Finding our bunks is frustrating. Seven decks, a maze of hallways. Blind corners. The ferry is large enough to shelter 2,000 people on the 30-hour ride across the Java Sea. At least 7,000 are on board when we sail, judging from the numbers sleeping on deck. Forget the cheerful glow of the orange lifeboats. The deck people will fill them before any souls inside are aware that the ship is sinking.

The cacophony is disorienting. We're the only Westerners on the ship (except for Karl, a Slovakian hippie), so fellow passengers shout "Hello, where you from?" at us every 10 seconds. Loudspeakers deliver deafening announcements in Bahasa Indonesia, along with the call to prayer five times daily.

Apart from stepping over bodies slumped in the halls, we have to catch ourselves from slipping. The floor offers shards of chicken bones and crimson marrow. Crushed soda cans. Lumps of rice stained with a syrupy, sweet soy sauce called Kecap Manis ABC. Chewed butts of Kansas cigarettes--"Welcome to Kansas" is emblazoned on the crinkled pack. (We're anywhere but Kansas, Toto.) Ink-smeared strips of newspapers. Tin trays of half-eaten fish and wooden satay skewers. Pools of slimy gray water. Tiny roaches explore it all.

We find the right corridor but must pass through a mess hall in the literal sense. It's occupied by squatters. People are nesting in ankle-deep debris. Sleeping bodies on steel tables are as lifeless as crash test dummies.

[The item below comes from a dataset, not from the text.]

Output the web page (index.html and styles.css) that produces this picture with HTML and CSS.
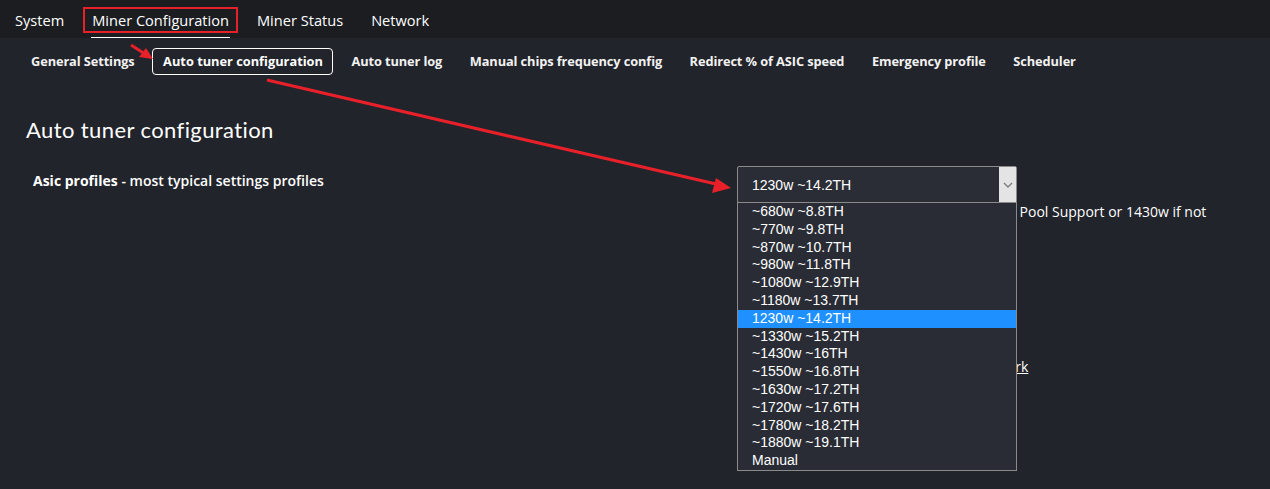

The odor of urine, bleach, smoke and fried fish permeates the ship and leaches into our sweat-soaked clothes. I become nauseated, and for the next 30 hours I will only sip water, read and sleep. We later learn that the trash is swept up every few hours. Deckhands stuff the refuse neatly into scores of plastic bags and then pitch them one by one into the turquoise sea.